Considérant qu’aux termes de l’article 23 du décret du 11 avril 1990, désormais codifié à l’article R. 351-23 du code de l’action sociale et des familles : " Les différents destinataires de la communication du recours doivent produire leurs défenses et observations dans le délai, renouvelable une fois sur demande expresse, de quarante-cinq jours suivant ladite communication. A l’issue de ce délai, si, après une mise en demeure du président de la commission, la partie défenderesse n’a produit aucun mémoire, elle est réputée avoir acquiescé aux faits exposés dans le recours.
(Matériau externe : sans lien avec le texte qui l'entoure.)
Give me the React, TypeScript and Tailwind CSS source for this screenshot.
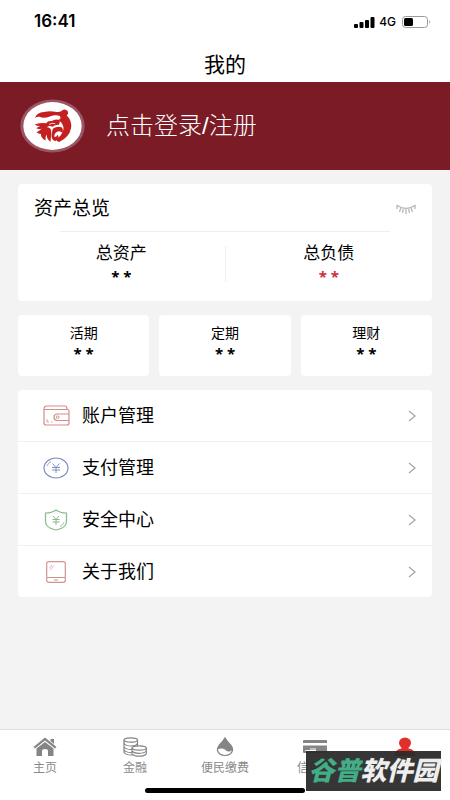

Mention de cette dernière disposition doit être faite, pour produire effet, dans la mise en demeure " ; qu’il résulte de ces dispositions que la partie défenderesse devant la commission interrégionale de la tarification sanitaire et sociale ne peut être réputée avoir acquiescé aux faits que si, après avoir reçu une mise en demeure dans les conditions qu’elles prévoient, elle n’a pas produit de mémoire en défense avant la clôture de l’instruction ;

Considérant qu’il résulte de ce qui précède qu’en s’abstenant de tenir compte du mémoire en défense produit par le département de la Gironde antérieurement à la clôture de l’instruction au motif que ce dernier avait été produit après l’expiration du délai imparti par le président de la commission dans la lettre de mise en demeure qu’il lui avait adressée, la commission interrégionale de la tarification sanitaire et sociale a entaché sa décision d’irrégularité ; que, par suite, le département de la Gironde est fondé à en demander l’annulation, dans la mesure où elle se prononce sur la date d’effet du prix de journée fixé pour l’exercice 1999 ;

Considérant qu’il y a lieu d’évoquer et de statuer immédiatement, dans cette même mesure, sur les conclusions présentées par l’association OREAG ;

Considérant qu’il résulte de la combinaison de l’article 14 du décret du 3 janvier 1961 et de l’article 10 du décret du 29 décembre 1959, alors applicables, que la décision fixant le prix de journée de l’établissement ou du service devait être prise avant le 1er janvier de l’année au titre de laquelle ce prix était fixé ; que lorsqu’elle entrait en vigueur après cette date, une telle décision ne pouvait légalement, sous l’empire de ces dispositions, fixer un prix de journée qu’à compter de son entrée en vigueur ;

Considérant qu’il résulte de ce qui précède que l’association OREAG est fondée à demander l’annulation de l’arrêté du 24 novembre 1999 du préfet de la Gironde et du président du conseil général de la Gironde en tant qu’il porte sur la période comprise entre le 1er janvier et le 24 novembre 1999 ;

Sur les conclusions présentées au titre de l’article L. 761-1 du code de justice administrative :

Considérant que ces dispositions font obstacle à ce que l’association OREAG, qui n’est pas la partie perdante dans la présente instance, verse au département de la Gironde une somme à ce titre ; qu’il n’y a pas lieu, dans les circonstances de l’espèce, de faire droit aux conclusions présentées par l’association au même titre ;

D E C I D E :

Article 1er : La décision du 10 septembre 2004 de la Cour nationale de la tarification sanitaire et sociale et la décision du 27 juin 2001 de la commission interrégionale de la tarification sanitaire et sociale de Bordeaux sont annulées en tant qu’elles se prononcent sur la période au cours de laquelle s’applique le prix de journée fixé au titre de l’exercice 1999.